# Short exercise
Repeat every line exactly, keeping the pictures out of the copy.

-=-=-

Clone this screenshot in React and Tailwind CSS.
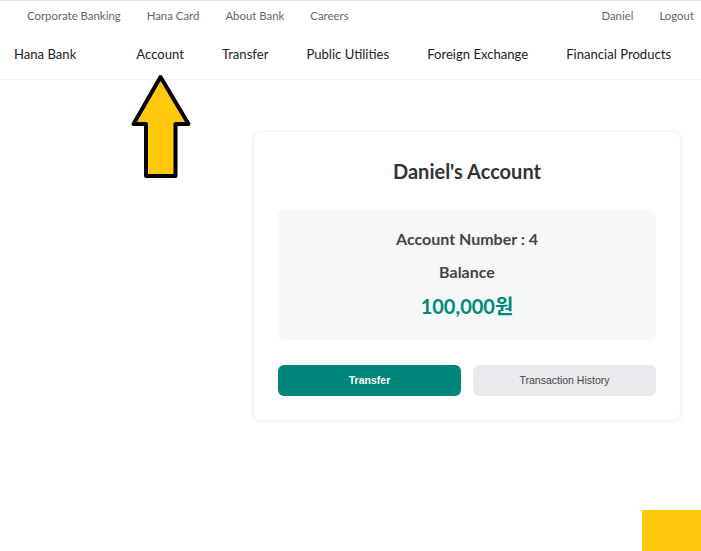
export default function App() {
  const kr = { fontFamily: 'Lato, "Noto Sans CJK KR", sans-serif' };
  return (
    <div className="relative w-[701px] h-[551px] overflow-hidden bg-white whitespace-nowrap" style={kr}>
      {/* top utility bar */}
      <div className="h-[30px] border-t border-[#e5e5e5] flex items-center justify-between pl-[27px] pr-[7px] text-[11.4px] text-[#666]">
        <div className="flex gap-[26px]">
          <span>Corporate Banking</span>
          <span>Hana Card</span>
          <span>About Bank</span>
          <span>Careers</span>
        </div>
        <div className="flex gap-[26px]">
          <span>Daniel</span>
          <span>Logout</span>
        </div>
      </div>
      {/* main nav */}
      <div className="h-[50px] border-b border-[#eee] flex items-center pl-[14px] text-[13.1px] text-[#222]">
        <span className="mr-[60px]">Hana Bank</span>
        <div className="flex gap-[38px]">
          <span>Account</span>
          <span>Transfer</span>
          <span>Public Utilities</span>
          <span>Foreign Exchange</span>
          <span>Financial Products</span>
        </div>
      </div>
      {/* card */}
      <div className="ml-[253px] mt-[51px] w-[428px] bg-white border border-[#f3f3f3] rounded-[8px] shadow-[0_1px_4px_rgba(0,0,0,0.06)] p-6">
        <h2 className="h-[32px] leading-[30px] text-center text-[20px] font-bold text-[#333] mb-[22px]">Daniel's Account</h2>
        <div className="bg-[#f7f8fa] rounded-[6px] p-5 flex flex-col items-center">
          <div className="h-[20px] leading-[18px] text-[16px] font-bold text-[#444]">Account Number : 4</div>
          <div className="mt-[13px] h-[20px] leading-[18px] text-[16px] font-bold text-[#444]">Balance</div>
          <div className="mt-[13px] h-[24px] leading-[21px] text-[20px] font-bold text-[#00897b]">100,000원</div>
        </div>
        <div className="mt-[25px] flex gap-3" style={{ fontFamily: '"Liberation Sans", Arial, sans-serif' }}>
          <button className="flex-1 h-[31px] rounded-[6px] bg-[#00857a] text-white text-[10.5px] font-bold">Transfer</button>
          <button className="flex-1 h-[31px] rounded-[6px] bg-[#e8eaed] text-[#444] text-[10.5px]">Transaction History</button>
        </div>
      </div>
      {/* arrow annotation */}
      <svg className="absolute left-[128px] top-[72px]" width="66" height="110" viewBox="0 0 66 110">
        <polygon points="32.5,5 5.5,52 18,52 18,104 47.5,104 47.5,52 60.5,52" fill="#ffc90e" stroke="#000" strokeWidth="4" strokeLinejoin="round" />
      </svg>
      {/* yellow block */}
      <div className="absolute left-[642px] top-[510px] w-[59px] h-[41px] bg-[#ffc90e]" />
    </div>
  );
}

-=-=-

# Final answer
Clone this screenshot in React and Tailwind CSS.
export default function App() {
  const kr = { fontFamily: 'Lato, "Noto Sans CJK KR", sans-serif' };
  return (
    <div className="relative w-[701px] h-[551px] overflow-hidden bg-white whitespace-nowrap" style={kr}>
      {/* top utility bar */}
      <div className="h-[30px] border-t border-[#e5e5e5] flex items-center justify-between pl-[27px] pr-[7px] text-[11.4px] text-[#666]">
        <div className="flex gap-[26px]">
          <span>Corporate Banking</span>
          <span>Hana Card</span>
          <span>About Bank</span>
          <span>Careers</span>
        </div>
        <div className="flex gap-[26px]">
          <span>Daniel</span>
          <span>Logout</span>
        </div>
      </div>
      {/* main nav */}
      <div className="h-[50px] border-b border-[#eee] flex items-center pl-[14px] text-[13.1px] text-[#222]">
        <span className="mr-[60px]">Hana Bank</span>
        <div className="flex gap-[38px]">
          <span>Account</span>
          <span>Transfer</span>
          <span>Public Utilities</span>
          <span>Foreign Exchange</span>
          <span>Financial Products</span>
        </div>
      </div>
      {/* card */}
      <div className="ml-[253px] mt-[51px] w-[428px] bg-white border border-[#f3f3f3] rounded-[8px] shadow-[0_1px_4px_rgba(0,0,0,0.06)] p-6">
        <h2 className="h-[32px] leading-[30px] text-center text-[20px] font-bold text-[#333] mb-[22px]">Daniel's Account</h2>
        <div className="bg-[#f7f8fa] rounded-[6px] p-5 flex flex-col items-center">
          <div className="h-[20px] leading-[18px] text-[16px] font-bold text-[#444]">Account Number : 4</div>
          <div className="mt-[13px] h-[20px] leading-[18px] text-[16px] font-bold text-[#444]">Balance</div>
          <div className="mt-[13px] h-[24px] leading-[21px] text-[20px] font-bold text-[#00897b]">100,000원</div>
        </div>
        <div className="mt-[25px] flex gap-3" style={{ fontFamily: '"Liberation Sans", Arial, sans-serif' }}>
          <button className="flex-1 h-[31px] rounded-[6px] bg-[#00857a] text-white text-[10.5px] font-bold">Transfer</button>
          <button className="flex-1 h-[31px] rounded-[6px] bg-[#e8eaed] text-[#444] text-[10.5px]">Transaction History</button>
        </div>
      </div>
      {/* arrow annotation */}
      <svg className="absolute left-[128px] top-[72px]" width="66" height="110" viewBox="0 0 66 110">
        <polygon points="32.5,5 5.5,52 18,52 18,104 47.5,104 47.5,52 60.5,52" fill="#ffc90e" stroke="#000" strokeWidth="4" strokeLinejoin="round" />
      </svg>
      {/* yellow block */}
      <div className="absolute left-[642px] top-[510px] w-[59px] h-[41px] bg-[#ffc90e]" />
    </div>
  );
}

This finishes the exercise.